The ballpark has used a bridge in the past to get fans in stadium, but trains in the area need to be stopped in order to install the bridge and the river is not...

DAVENPORT, Iowa - The flood walls at Modern Woodmen Park in downtown Davenport are keeping water from the flooding Mississippi River out of the ballpark.

The new issue is that the flood water is also keeping people out of the ballpark.

On March 27, Jacqueline Holm, General Manager of Quad City River Bandits told WQAD News 8 that, out of the nearly 25 full-time employees at Modern Woodmen Park, only about half are able to make it into the office.

"Due to the conditions of what is going at Modern Woodman Park, the flood wall is completely up," said Holm. "We are completely enclosed."

Operations-based employees are on site, while employees who can work remotely, using the internet, are working from home.

Holm said teams need to use ladders and a special staircase provided by the City of Davenport to access the ballpark.

With opening night on April 4 quickly approaching, leaders at the ballpark are now trying to figure out how to get people into the stadium.

Holm said the players are expected to arrive in the Quad Cities on Saturday, and practice will begin on Monday, April 1.

Leaders are meeting on Friday, March 29 to try and find an alternate way to get staff, players, equipment, deliveries and fans into the stadium.

The ballpark has used a bridge in the past, however trains in the area need to be stopped in order to install the bridge.

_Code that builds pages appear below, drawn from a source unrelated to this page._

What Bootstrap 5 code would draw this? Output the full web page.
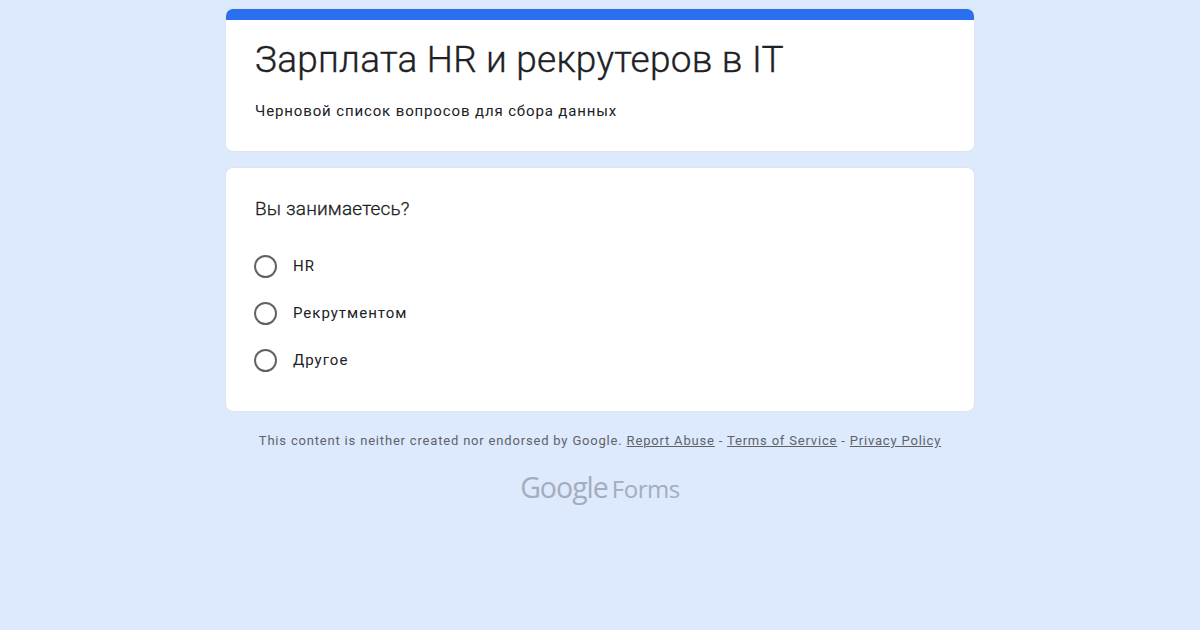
<!DOCTYPE html>
<html lang="ru">
<head>
<meta charset="utf-8">
<title>Зарплата HR и рекрутеров в IT</title>
<link href="https://cdn.jsdelivr.net/npm/bootstrap@5.3.0/dist/css/bootstrap.min.css" rel="stylesheet">
<style>
html,body{height:100%}
body{background:#dde9fd;font-family:Roboto,"Liberation Sans",sans-serif;color:#202124;overflow:hidden}
.form-wrap{width:750px;margin:0 auto;padding-top:8px}
.form-panel{background:#fff;border:1px solid #dfe3ea;border-radius:8px;overflow:hidden}
.head-panel{height:144px;margin-bottom:15px}
.head-bar{height:12px;background:#296ff0;margin:-1px -1px 0}
.form-name{font-size:37px;line-height:44px;font-weight:300;margin:18px 0 0 29px;color:#202124;letter-spacing:.22px;-webkit-text-stroke:.35px #202124}
.form-desc{font-size:15px;line-height:20px;margin:19px 0 0 29px;letter-spacing:.87px}
.ask-panel{height:245px;padding:28px 29px 0}
.ask-title{font-size:19px;line-height:26px;margin-bottom:21px;font-weight:300;letter-spacing:.16px;-webkit-text-stroke:.3px #202124}
.choice-row{height:47px;font-size:15px;letter-spacing:1px}
.choice-ring{width:23px;height:23px;border:2px solid #5f6368;border-radius:50%;margin-right:16px;margin-left:-1px;flex:none}
.legal-line{font-size:13px;line-height:18px;color:#5f6368;text-align:center;margin-top:20px;letter-spacing:.815px}
.legal-line a{color:#5f6368;text-decoration:underline}
.brand-line{color:#a3adbd;margin-top:19px;line-height:36px;height:36px}
.brand-g{font-family:"Open Sans",sans-serif;font-size:28.5px;letter-spacing:-1px;margin-right:-1px}
.brand-f{font-family:"Open Sans",sans-serif;font-size:24px;letter-spacing:-.45px;margin-left:5px}
</style>
</head>
<body>
<div class="form-wrap">
  <div class="form-panel head-panel">
    <div class="head-bar"></div>
    <h1 class="form-name">Зарплата HR и рекрутеров в IT</h1>
    <div class="form-desc">Черновой список вопросов для сбора данных</div>
  </div>
  <div class="form-panel ask-panel">
    <div class="ask-title">Вы занимаетесь?</div>
    <div class="d-flex align-items-center choice-row"><span class="choice-ring"></span>HR</div>
    <div class="d-flex align-items-center choice-row"><span class="choice-ring"></span>Рекрутментом</div>
    <div class="d-flex align-items-center choice-row"><span class="choice-ring"></span>Другое</div>
  </div>
  <div class="legal-line">This content is neither created nor endorsed by Google. <a href="#">Report Abuse</a> - <a href="#">Terms of Service</a> - <a href="#">Privacy Policy</a></div>
  <div class="brand-line d-flex justify-content-center align-items-baseline"><span class="brand-g">Google</span><span class="brand-f">Forms</span></div>
</div>
<script src="https://cdn.jsdelivr.net/npm/bootstrap@5.3.0/dist/js/bootstrap.bundle.min.js"></script>
</body>
</html>
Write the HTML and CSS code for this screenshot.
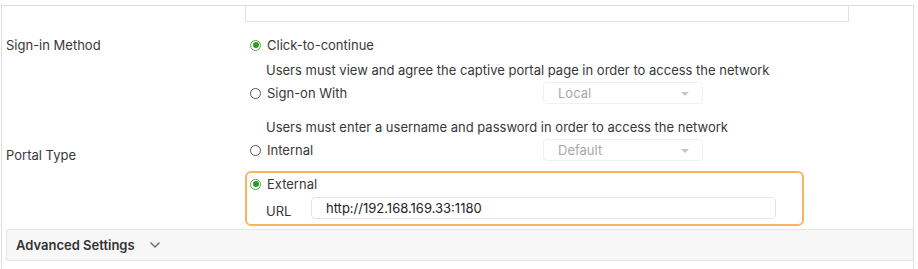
FILE: index.html
```html
<!DOCTYPE html>
<html lang="en">
<head>
    <meta charset="UTF-8">
    <meta name="viewport" content="width=device-width, initial-scale=1.0">
    <title>Portal Settings</title>
    <link rel="stylesheet" href="styles.css">
</head>
<body>
    <div class="panel">
        <div class="top-field"></div>

        <div class="form-row signin">
            <div class="form-label">Sign-in Method</div>
            <div class="form-field">
                <div class="option">
                    <label class="radio"><span class="dot checked"></span>Click-to-continue</label>
                </div>
                <div class="desc desc-1">Users must view and agree the captive portal page in order to access the network</div>
                <div class="option">
                    <label class="radio"><span class="dot"></span>Sign-on With</label>
                    <div class="select">Local<span class="caret"></span></div>
                </div>
                <div class="desc desc-2">Users must enter a username and password in order to access the network</div>
            </div>
        </div>

        <div class="form-row portal">
            <div class="form-label">Portal Type</div>
            <div class="form-field">
                <div class="option option-internal">
                    <label class="radio"><span class="dot"></span>Internal</label>
                    <div class="select">Default<span class="caret"></span></div>
                </div>
                <div class="external-box">
                    <div class="option">
                        <label class="radio"><span class="dot checked"></span>External</label>
                    </div>
                    <div class="url-row">
                        <span class="url-label">URL</span>
                        <div class="url-input">http://192.168.169.33:1180</div>
                    </div>
                </div>
            </div>
        </div>

        <div class="advanced">
            <span>Advanced Settings</span>
            <svg class="chevron" width="12" height="8" viewBox="0 0 12 8"><path d="M1.5 1.5 L6 6 L10.5 1.5" fill="none" stroke="#666" stroke-width="1.3"/></svg>
        </div>
    </div>
</body>
</html>
```

FILE: styles.css
```css
body {
    margin: 0;
    font-family: Inter, "Noto Sans", sans-serif;
    font-size: 13px;
    color: #383838;
    background: #fff;
    overflow: hidden;
    height: 269px;
}
.panel {
    margin: 5px 0 0 1px;
    width: 907px;
    height: 263px;
    border: 1px solid #dedede;
    border-bottom: none;
    padding-left: 4px;
}
.top-field {
    margin-left: 239px;
    width: 602px;
    height: 15px;
    border: 1px solid #e2e2e2;
    border-top: none;
}
.form-row {
    display: flex;
}
.form-label {
    width: 238px;
    line-height: 22px;
}
.form-field {
    flex: 1;
}
.signin {
    margin-top: 12px;
}
.option {
    display: flex;
    align-items: center;
    height: 22px;
}
.radio {
    display: flex;
    align-items: center;
    width: 293px;
    padding-left: 6px;
}
.dot {
    width: 9px;
    height: 9px;
    border: 1.5px solid #555;
    border-radius: 50%;
    margin-right: 6px;
    position: relative;
}
.dot.checked {
    border-color: #4caf3c;
}
.dot.checked::after {
    content: "";
    position: absolute;
    left: 1.5px;
    top: 1.5px;
    width: 6px;
    height: 6px;
    border-radius: 50%;
    background: #2f9a22;
}
.desc {
    line-height: 20px;
    padding-left: 22px;
}
.desc-1 {
    margin-top: 4px;
    margin-bottom: 2px;
}
.desc-2 {
    margin-top: 13px;
}
.select {
    width: 144px;
    height: 20px;
    border: 1px solid #f0f0f0;
    border-radius: 4px;
    color: #a8a8a8;
    padding-left: 14px;
    line-height: 20px;
    position: relative;
}
.caret {
    position: absolute;
    right: 13px;
    top: 9px;
    border-left: 4px solid transparent;
    border-right: 4px solid transparent;
    border-top: 4px solid #c4c4c4;
}
.portal {
    margin-top: 1px;
}
.portal .form-label {
    padding-top: 6px;
}
.option-internal {
    height: 24px;
}
.external-box {
    margin-top: 9px;
    margin-left: 1px;
    width: 555px;
    height: 51px;
    border: 2px solid #f9b45e;
    border-radius: 6px;
}
.external-box .radio {
    padding-left: 3px;
}
.url-row {
    display: flex;
    align-items: center;
    margin-top: 2px;
}
.url-label {
    width: 45px;
    padding-left: 19px;
    padding-top: 6px;
}
.url-input {
    width: 449px;
    height: 20px;
    line-height: 20px;
    border: 1px solid #e4e4e4;
    border-radius: 4px;
    padding-left: 14px;
    color: #222;
}
.advanced {
    margin-top: 3px;
    height: 30px;
    border: 1px solid #e6e6e6;
    border-right: none;
    border-radius: 3px 0 0 3px;
    background: #f7f7f7;
    display: flex;
    align-items: center;
    padding-left: 9px;
    font-weight: 600;
    color: #333;
}
.chevron {
    margin-left: 14px;
}
```
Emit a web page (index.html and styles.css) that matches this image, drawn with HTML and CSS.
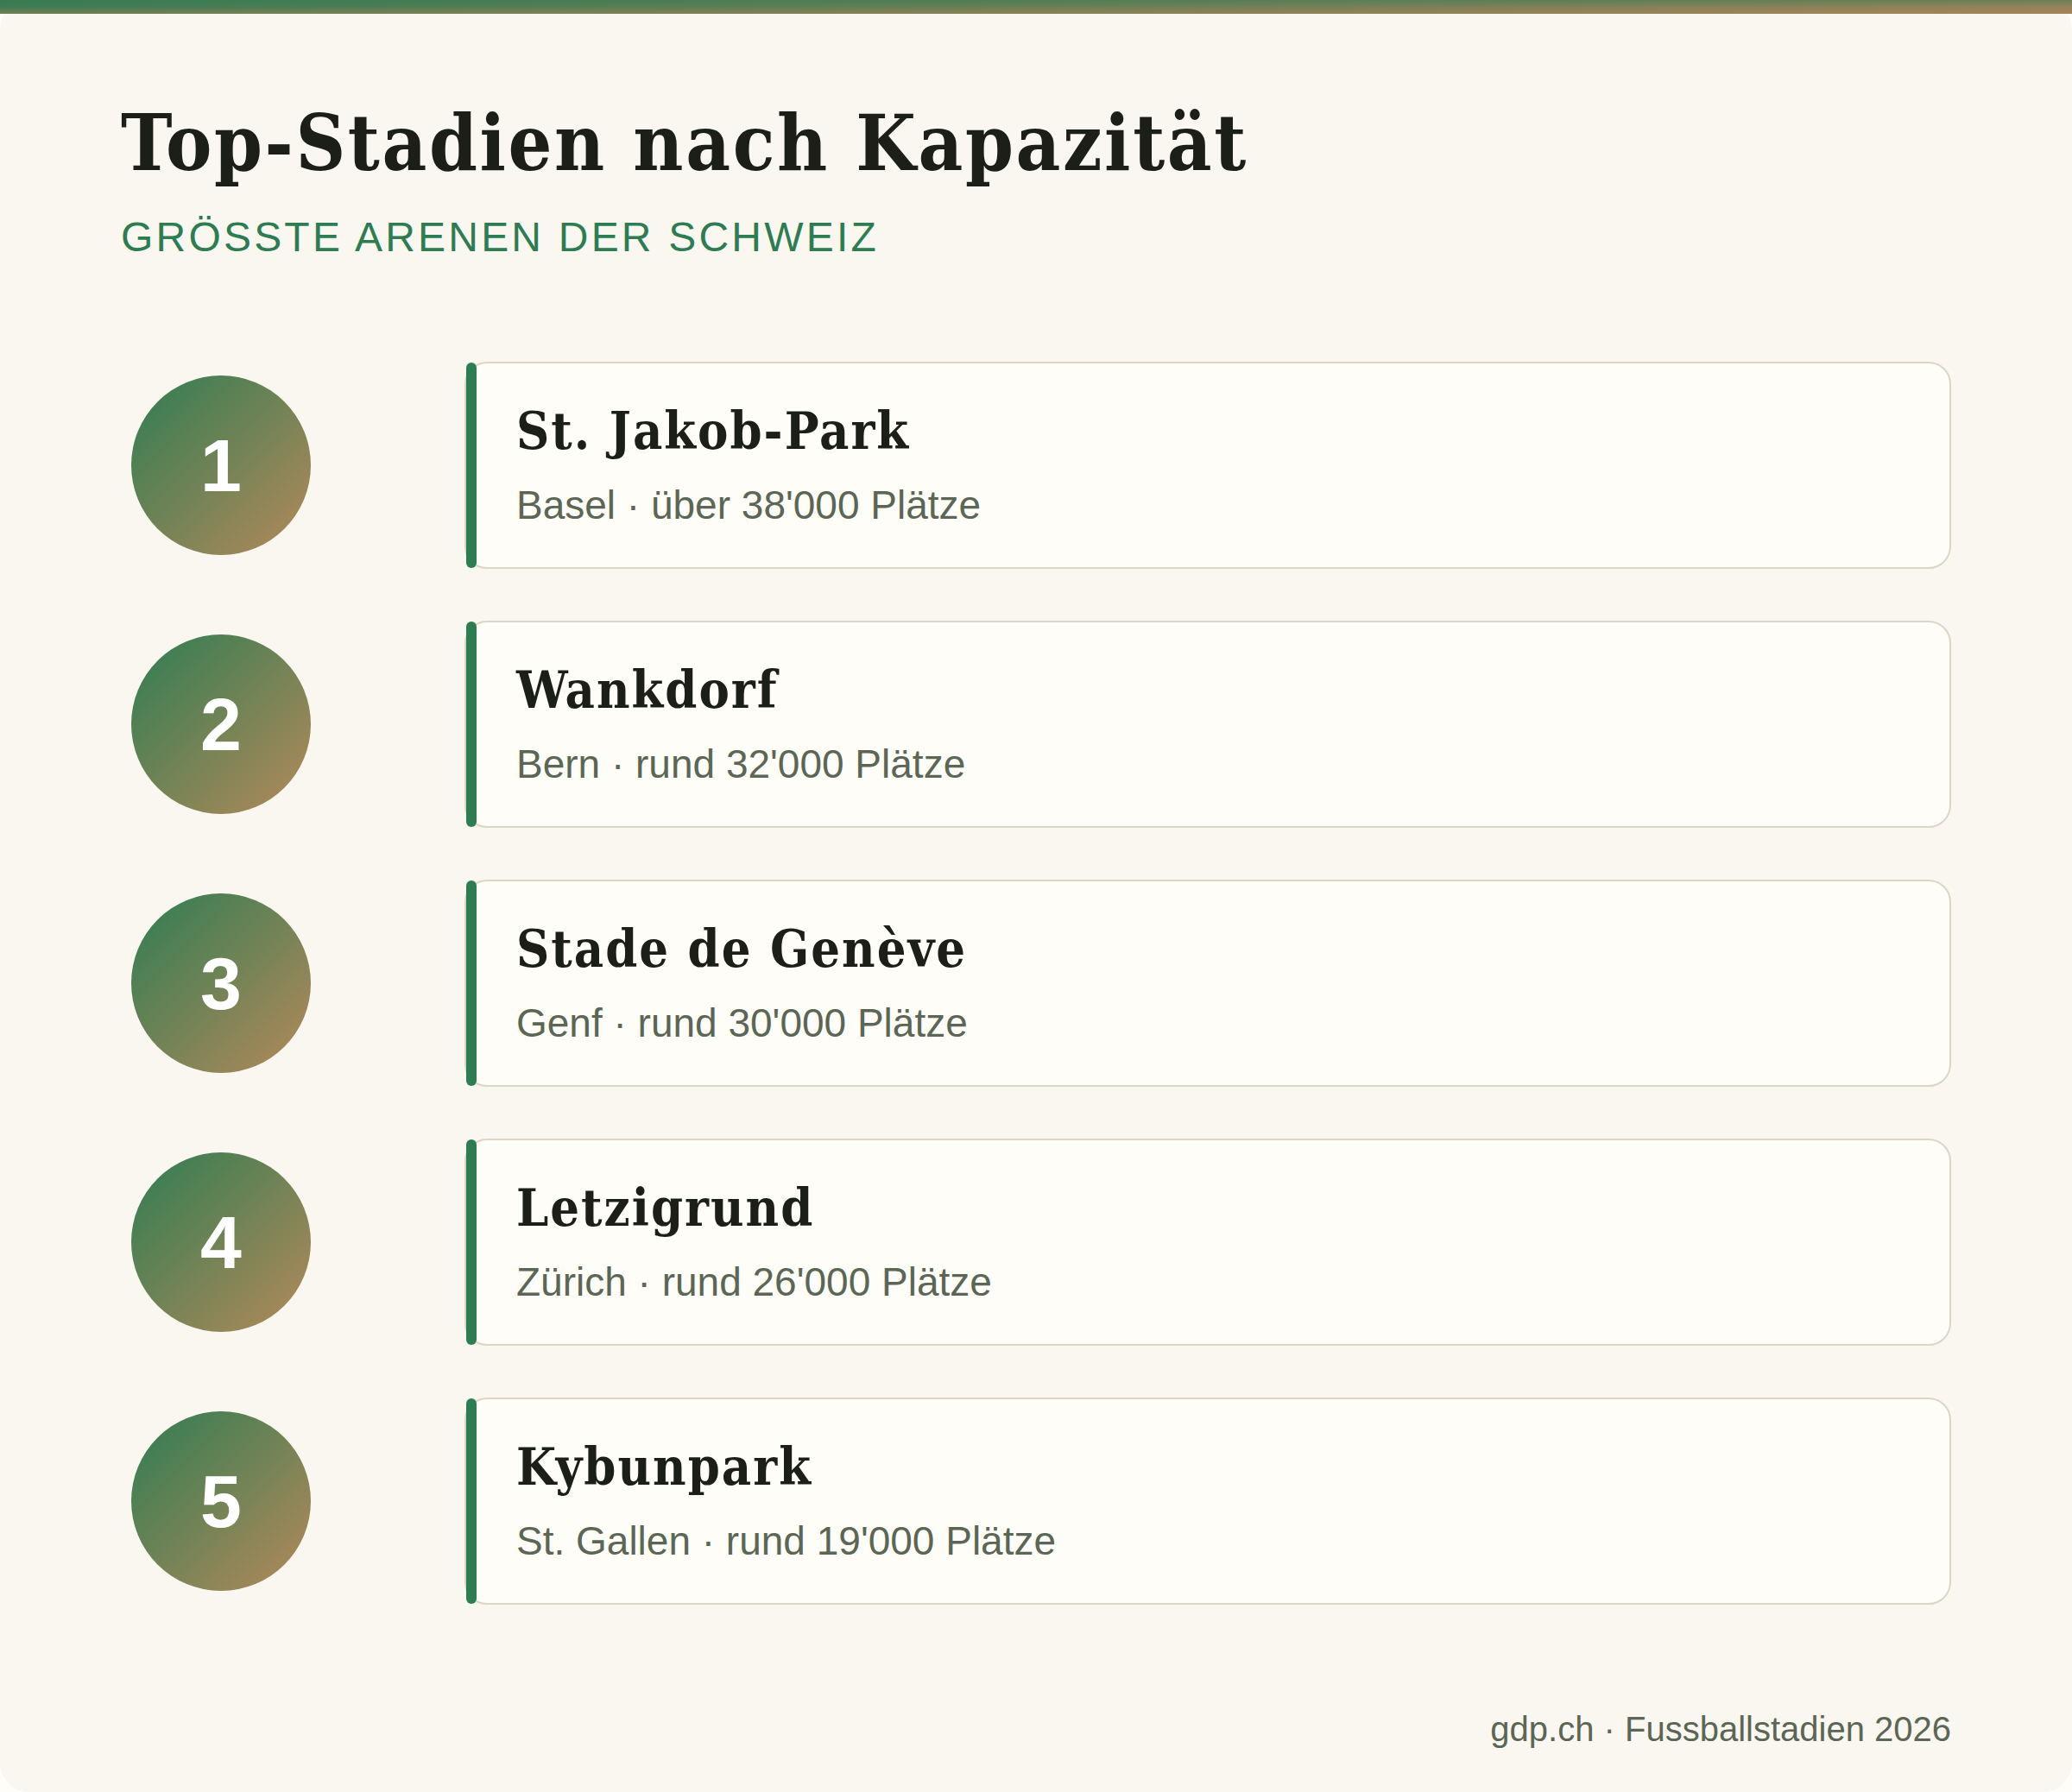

In the past, when the river is above a certain point, trains are stopped and the bridge can be installed.

On Thursday morning, the river was sitting at 18.33 feet and trains were still moving through the water in that area.

While the river is expected to rise even further before game day, Holm said they need to look at all of their options.

"Sometimes (the chance of canceling games is) 50-50, and until you can get a little closer to that day, hedging your bets at this point is not something we are prepared to do." said Holm.  "We are, of course, prepared to play baseball, and we will operate as such until we hear different."

Holm said the City of Davenport has been very cooperative, but both the ballpark and the city are at the mercy of Mother Nature and of the trains.

Aside from the flooding, Holm said the ballpark is in great shape and is ready to go for the new season of baseball.